The Tellico Blockhouse likely had its peak of activity around 1799, due to its location along the Old Federal Road. That same year, Louis-Philippe, Duke of Orleans and later king of France, paid a visit to the blockhouse. In 1800, several Cherokee leaders convened at the blockhouse to debate whether or not to allow missionaries into Cherokee towns. The Cherokee hoped the missionaries would provide educational services to their children.

In the early 19th century, the Cherokee slowly migrated south to the Hiwassee River and deeper into Georgia, trying to escape the encroachment of European Americans. As the Overhill towns along the Little Tennessee River began to disperse, the Tellico Blockhouse's influence started to wane. In 1801, Colonel Return J. Meigs took over as Cherokee agent. This appointment effectively moved the agency to Fort Southwest Point (modern Kingston, Tennessee), where Meigs was based. In 1805, the last Tellico treaty called for the removal of the blockhouse garrison south to the Hiwassee River area.

When archeologists from the University of Tennessee conducted excavations at the Tellico Blockhouse site in the 1970s, they located the fort's foundations and a number of artifacts. Due to a lack of records, officials concluded they would not attempt a reconstruction of the blockhouse. They directed the reinforcement of foundations with authentic fill material so visitors can see the fort's layout. Short posts were erected to show the position of the blockhouse walls, and interpretive signs were placed at the site to explain the fort's brief history.

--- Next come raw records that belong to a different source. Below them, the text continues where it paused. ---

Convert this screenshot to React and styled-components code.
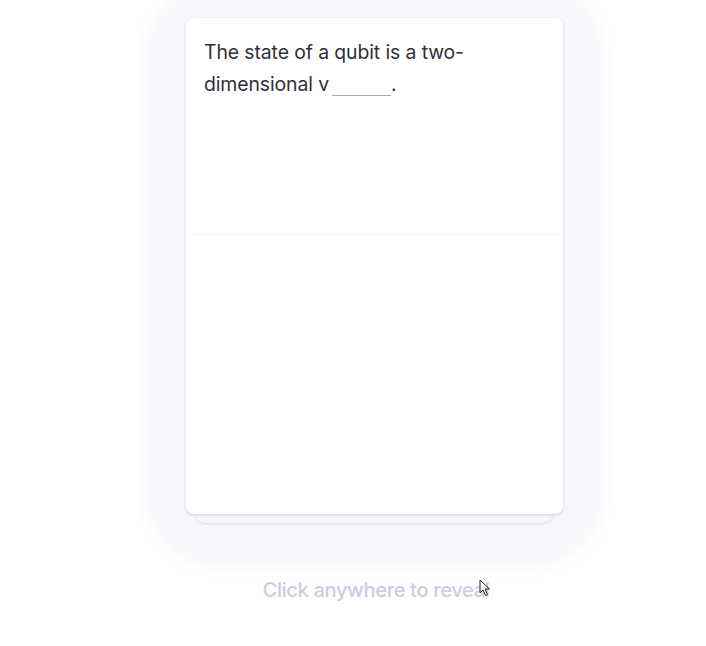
import React from 'react';
import styled, { createGlobalStyle } from 'styled-components';

const GlobalStyle = createGlobalStyle`
  html, body {
    margin: 0;
    padding: 0;
    background: #ffffff;
    font-family: Inter, "Noto Sans", sans-serif;
  }
`;

const Page = styled.div`
  width: 706px;
  height: 646px;
  overflow: hidden;
  position: relative;
`;

const Column = styled.div`
  width: 377px;
  margin-left: 186px;
  padding-top: 18px;
  display: flex;
  flex-direction: column;
  align-items: center;
`;

const Stack = styled.div`
  position: relative;
  width: 100%;
  height: 505px;
  border-radius: 34px;
  box-shadow: 0 4px 14px 42px #f8f7fb;
`;

const BackCard = styled.div`
  position: absolute;
  left: 9px;
  right: 10px;
  bottom: 0;
  height: 40px;
  background: #f8f7fb;
  border-radius: 0 0 10px 10px;
  box-shadow: 0 1px 2px rgba(180, 175, 200, 0.35);
`;

const Card = styled.div`
  position: relative;
  height: 496px;
  background: #ffffff;
  border-radius: 8px;
  box-shadow: 0 1px 3px rgba(160, 155, 185, 0.45);
  display: flex;
  flex-direction: column;
`;

const Front = styled.div`
  height: 217px;
  padding: 18px 3px 0 12px;
  box-sizing: border-box;
  border-bottom: 1px solid #f1f0f4;
  margin: 0 3px 0 6px;
`;

const Question = styled.p`
  margin: 0;
  font-size: 19.4px;
  line-height: 32px;
  color: #2e303a;
  letter-spacing: -0.1px;
  max-width: 300px;
`;

const Blank = styled.span`
  display: inline-block;
  width: 59px;
  height: 20px;
  margin-left: 3px;
  border-bottom: 1px solid #a9a8b4;
  vertical-align: -5px;
`;

const Hint = styled.div`
  margin-top: 54px;
  margin-left: 3px;
  position: relative;
  font-size: 20.2px;
  font-weight: 500;
  color: #cdcbe0;
  letter-spacing: -0.4px;
`;

const Cursor = styled.svg`
  position: absolute;
  right: -2px;
  top: 2px;
`;

export default function App() {
  return (
    <Page>
      <GlobalStyle />
      <Column>
        <Stack>
          <BackCard />
          <Card>
            <Front>
              <Question>
                The state of a qubit is a two-dimensional v<Blank />.
              </Question>
            </Front>
          </Card>
        </Stack>
        <Hint>
          Click anywhere to reveal
          <Cursor width="12" height="18" viewBox="0 0 12 18">
            <path d="M1 1 L1 14 L4 11 L6.5 16.5 L8.5 15.5 L6 10 L10.5 10 Z" fill="#ffffff" stroke="#222" strokeWidth="1" strokeLinejoin="round" />
          </Cursor>
        </Hint>
      </Column>
    </Page>
  );
}
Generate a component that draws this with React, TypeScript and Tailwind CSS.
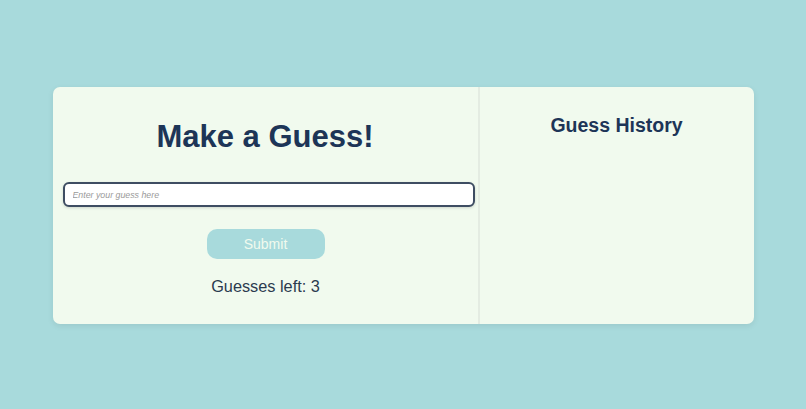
import { useState } from "react";

export default function App() {
  const [guess, setGuess] = useState("");
  const guessesLeft = 3;

  return (
    <main
      className="min-h-screen w-full flex items-center justify-center bg-[#a8dadc]"
      style={{ fontFamily: '"Liberation Sans", Arial, sans-serif' }}
    >
      <div className="mt-[2px] w-[701px] h-[237px] flex rounded-[7px] bg-[#f1faee] shadow-[0_2px_6px_rgba(0,0,0,0.08)] overflow-hidden">
        {/* left: guess form */}
        <section className="w-[427px] shrink-0 flex flex-col items-center pt-[32px] border-r-2 border-[#e4ece2]">
          <h1 className="text-[31px] leading-[36px] font-bold text-[#1d3557]">Make a Guess!</h1>
          <input
            value={guess}
            onChange={(e) => setGuess(e.target.value)}
            placeholder="Enter your guess here"
            className="self-start ml-[10px] mt-[27px] w-[412px] h-[25px] px-[8px] rounded-[6px] border-2 border-[#3e4d62] bg-white text-[9px] italic text-[#1d3557] placeholder:text-[#9a9a9a] outline-none shadow-[0_1px_3px_rgba(0,0,0,0.15)]"
            style={{ fontSize: "8.8px" }}
          />
          <button className="mt-[22px] ml-[1px] w-[118px] h-[30px] pt-[1px] rounded-[10px] bg-[#a8dadc] text-[14px] text-[#f1faee]">
            Submit
          </button>
          <p className="mt-[17px] ml-[1px] text-[16.3px] leading-[20px] text-[#2b3a4e]">Guesses left: {guessesLeft}</p>
        </section>

        {/* right: history */}
        <section className="flex-1 flex flex-col items-center pt-[26px]">
          <h2 className="text-[19.5px] leading-[24px] font-bold text-[#1d3557]">Guess History</h2>
        </section>
      </div>
    </main>
  );
}
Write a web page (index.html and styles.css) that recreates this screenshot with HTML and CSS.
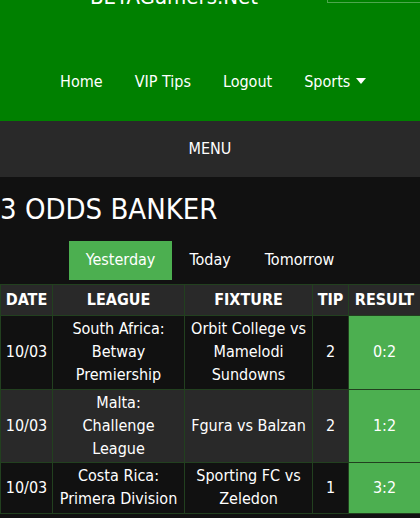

The site is preserved as a State Historic Area, listed on the National Register of Historic Places, and managed by staff of the Fort Loudoun State Historic Area. Some of the artifacts recovered during the excavation are displayed at the nearby Fort Loudoun museum and the Frank H. McClung Museum in Knoxville.

==Treaties==

Several treaties between the United States and the Cherokee Nation were negotiated at the Tellico Blockhouse:

- A treaty signed on November 8, 1794 marked the end of the Cherokee–American wars. Cherokee chiefs Hanging Maw (representing the Upper Cherokee) and Colonel John Watt (representing the Lower Cherokee, or "Chickamauga") met with Governor William Blount to negotiate this. All sides agreed to recognize boundaries set forth in previous treaties.
- The 'First Treaty of Tellico', also known as the Treaty with the Cherokee, negotiated in 1797 and signed on October 2, 1798, was intended to compensate the Cherokee for land to be ceded to illegal settlers ("squatters"). In exchange for ceding land, the Cherokee received various financial incentives and a guarantee of the right of the Cherokee Nation to "exist forever." The U.S. negotiators, acting on instructions from Governor John Sevier, included James Robertson, Lachlan McIntosh, Thomas Butler, and James White.
- The 'Second Treaty of Tellico', signed on October 24, 1804, brought the Wafford settlements in northern Georgia under U.S. dominion. The Cherokee received various financial incentives to cede these lands to the US. Colonel Return J. Meigs negotiated the treaty for the United States.
- The 'Third Treaty of Tellico', signed on October 25, 1805, and the 'Fourth Treaty of Tellico', signed two days later on October 27, brought the land between the Cumberland River and Duck River (i.e., most of the Cumberland Plateau) under U.S. dominion by Cherokee cessions. The goal of the U.S. was to connect East Tennessee with Nashville. Both treaties were negotiated for the United States by Colonel Return J. Meigs. Two of the Cherokee negotiators, Doublehead and Tollunteeskee, were later criticized for including "secret articles" that allowed for personal incentives.